According to various polls, Mr. Ma’s popularity has fallen to 15-35%, a steep drop from his 51% victory in January’s election.
“With the 2014 local elections and the 2016 combined legislative and presidential elections down the pipeline, KMT lawmakers are trying to disassociate themselves from the power center, making Mr. Ma a lame duck president much sooner than expected,” said Joseph Wu, a political science professor at National Chengchi University.
Mr. Wu said although Mr. Ma has repeatedly stressed his policies are necessary to sharpen Taiwan’s competitiveness amid the current global downturn, the public has been reluctant to side with him “because the formation of the policies has been so disorganized,” he added.
The government’s proposal for a capital gain tax, for example, was first pitched on March 28 but has since gone through several revisions. The back and forth debates and vehement opposition from the business community have deterred many investors from placing bets in the Taiwan stock market, said Randy Chang, a KGI Securities stock analyst.
Capital Securities analyst Diana Wu said in addition to the escalating eurozone debt woes, the looming fear of such tax was a major contributor to the Taiwan stock market’s 8.7% decline since late March.
However, if the government ends up adopting the party caucus’ version, Ms. Wu noted, the KMT, especially Mr. Ma, will be further criticized for kowtowing to the ultra-rich while – an image the KMT has been trying hard to shake.
“The lack of coordination between the administration and the legislature is making the KMT look very bad and unreliable. What the president needs to do is to put more pressure on the legislature so the party can have a united front,” said Yen Chen-shen, a research fellow at the Institution of International Relations.

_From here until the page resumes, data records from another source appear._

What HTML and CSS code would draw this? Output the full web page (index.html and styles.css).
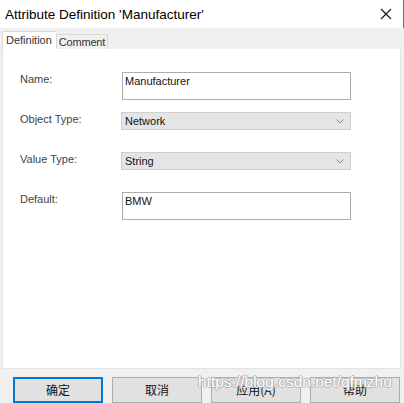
FILE: index.html
```html
<!DOCTYPE html>
<html>
<head>
<meta charset="utf-8">
<link rel="stylesheet" href="styles.css">
</head>
<body>
<div class="dialog">
  <div class="titlebar">
    <span class="title">Attribute Definition 'Manufacturer'</span>
    <svg class="close" width="12" height="12" viewBox="0 0 12 12"><path d="M1 1 L11 11 M11 1 L1 11" stroke="#111" stroke-width="1.1" fill="none"/></svg>
  </div>
  <div class="body">
    <div class="tabs">
      <div class="tab active">Definition</div>
      <div class="tab">Comment</div>
    </div>
    <div class="panel">
      <div class="row row-name">
        <div class="label">Name:</div>
        <div class="input">Manufacturer</div>
      </div>
      <div class="row row-obj">
        <div class="label">Object Type:</div>
        <div class="select"><span>Network</span><svg width="8" height="5" viewBox="0 0 8 5"><path d="M0.5 0.5 L4 4 L7.5 0.5" stroke="#888" stroke-width="1" fill="none"/></svg></div>
      </div>
      <div class="row row-val">
        <div class="label">Value Type:</div>
        <div class="select"><span>String</span><svg width="8" height="5" viewBox="0 0 8 5"><path d="M0.5 0.5 L4 4 L7.5 0.5" stroke="#888" stroke-width="1" fill="none"/></svg></div>
      </div>
      <div class="row row-def">
        <div class="label">Default:</div>
        <div class="input">BMW</div>
      </div>
    </div>
    <div class="buttons">
      <div class="btn primary">确定</div>
      <div class="btn">取消</div>
      <div class="btn">应用(A)</div>
      <div class="btn">帮助</div>
    </div>
    <div class="watermark">https://blog.csdn.net/qfmzhu</div>
  </div>
</div>
</body>
</html>
```

FILE: styles.css
```css
* { box-sizing: border-box; }
html, body { margin: 0; padding: 0; }
body {
  width: 404px;
  height: 403px;
  overflow: hidden;
  background: #f0f0f0;
  font-family: "Liberation Sans", Arial, "Noto Sans CJK SC", sans-serif;
}
.dialog { width: 404px; height: 403px; display: flex; flex-direction: column; }
.titlebar {
  height: 28px;
  background: #fff;
  border-right: 1px solid #2a7ad2;
  display: flex;
  align-items: center;
  justify-content: space-between;
  padding: 0 11px 0 5px;
}
.title { font-size: 13.5px; color: #000; }
.close { display: block; }
.body { position: relative; flex: 1; display: flex; flex-direction: column; }
.tabs { display: flex; align-items: flex-end; padding: 3px 0 0 2px; height: 21px; }
.tab {
  font-size: 11px;
  color: #333;
  border: 1px solid #d9d9d9;
  border-bottom: none;
  background: #f0f0f0;
  height: 15px;
  line-height: 14px;
  padding: 0 2px;
  letter-spacing: -0.2px;
}
.tab.active {
  background: #fff;
  height: 18px;
  line-height: 17px;
  border-right: none;
  padding: 0 4px 0 3px;
  letter-spacing: 0;
}
.panel {
  margin: 0 3px 0 2px;
  height: 320px;
  background: #fff;
  border: 1px solid #e3e3e3;
  border-top: none;
  padding-top: 23px;
  display: flex;
  flex-direction: column;
}
.row { display: flex; align-items: flex-start; padding-left: 17px; }
.label { width: 101px; font-size: 11px; color: #444; padding-top: 1px; }
.row-obj { margin-top: 12px; }
.row-val, .row-def { margin-top: 22px; }
.input {
  margin-left: 1px;
  width: 229px;
  height: 28px;
  border: 1px solid #acacac;
  font-size: 11px;
  color: #111;
  padding: 2px 0 0 2px;
}
.select {
  width: 230px;
  height: 18px;
  background: #e5e5e5;
  border: 1px solid #cfcfcf;
  font-size: 11px;
  color: #111;
  display: flex;
  align-items: center;
  justify-content: space-between;
  padding: 0 6px 0 3px;
}
.select svg { display: block; }
.buttons { display: flex; gap: 9px; padding: 8px 0 0 13px; }
.btn {
  width: 90px;
  height: 26px;
  background: #e1e1e1;
  border: 1px solid #adadad;
  font-family: "Noto Sans CJK SC", sans-serif;
  font-size: 12px;
  color: #111;
  text-align: center;
  line-height: 24px;
  flex: none;
}
.btn.primary { border: 2px solid #0078d7; line-height: 22px; }
.watermark {
  position: absolute;
  left: 198px;
  top: 345px;
  font-family: "Liberation Sans", Arial, sans-serif;
  font-size: 15.5px;
  color: #fff;
  text-shadow: 1px 0 0 #b5b5b5, -1px 0 0 #b5b5b5, 0 1px 0 #b5b5b5, 0 -1px 0 #b5b5b5;
  white-space: nowrap;
}
```
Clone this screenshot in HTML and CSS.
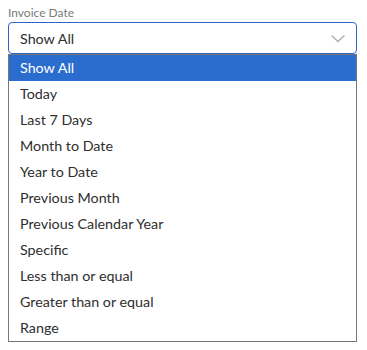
FILE: index.html
```html
<!DOCTYPE html>
<html lang="en">
<head>
    <title>Invoice Date</title>
    <link rel="stylesheet" href="styles.css">
</head>
<body>
<div class="field">
    <label class="field_label">Invoice Date</label>
    <div class="select_box">
        <span class="select_value">Show All</span>
        <svg class="chevron" width="16" height="9" viewBox="0 0 16 9">
            <path d="M1.5 1.5 L8 7.5 L14.5 1.5" fill="none" stroke="#b0b0b0" stroke-width="1.5"/>
        </svg>
    </div>
    <ul class="options">
        <li class="option selected">Show All</li>
        <li class="option">Today</li>
        <li class="option">Last 7 Days</li>
        <li class="option">Month to Date</li>
        <li class="option">Year to Date</li>
        <li class="option">Previous Month</li>
        <li class="option">Previous Calendar Year</li>
        <li class="option">Specific</li>
        <li class="option">Less than or equal</li>
        <li class="option">Greater than or equal</li>
        <li class="option">Range</li>
    </ul>
</div>
</body>
</html>
```
FILE: styles.css
```css
body {
    margin: 0;
    padding: 4px 10px 0 8px;
    font-family: Lato, "Open Sans", sans-serif;
    color: #2e2e2e;
    background: #ffffff;
}

.field {
    display: flex;
    flex-direction: column;
}

.field_label {
    font-size: 12px;
    line-height: 17px;
    color: #7a7a7a;
    height: 18px;
}

.select_box {
    display: flex;
    align-items: center;
    justify-content: space-between;
    height: 30px;
    border: 1px solid #2b67c6;
    border-radius: 4px;
    padding: 0 10px 0 11px;
}

.select_value {
    font-size: 14.3px;
}

.options {
    list-style: none;
    margin: 0;
    padding: 0;
    border: 1px solid #767676;
}

.option {
    height: 26px;
    line-height: 26px;
    padding-left: 11px;
    font-size: 14.3px;
}

.option.selected {
    background: #2b6dcf;
    color: #ffffff;
}
```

During his re-inauguration news conference on May 20, the president resolutely rejected the notion of relinquishing his KMT chairmanship despite the growing discontent over his performance in both jobs.
Mr. Ma, once a fixture on nearly every KMT campaign poster, is now a popular target of criticism among vitriolic talk show hosts across the political spectrum. If he doesn’t find a way to be more assertive with lawmakers, analysts say, he risks spending the next four years as the lamest of lame ducks.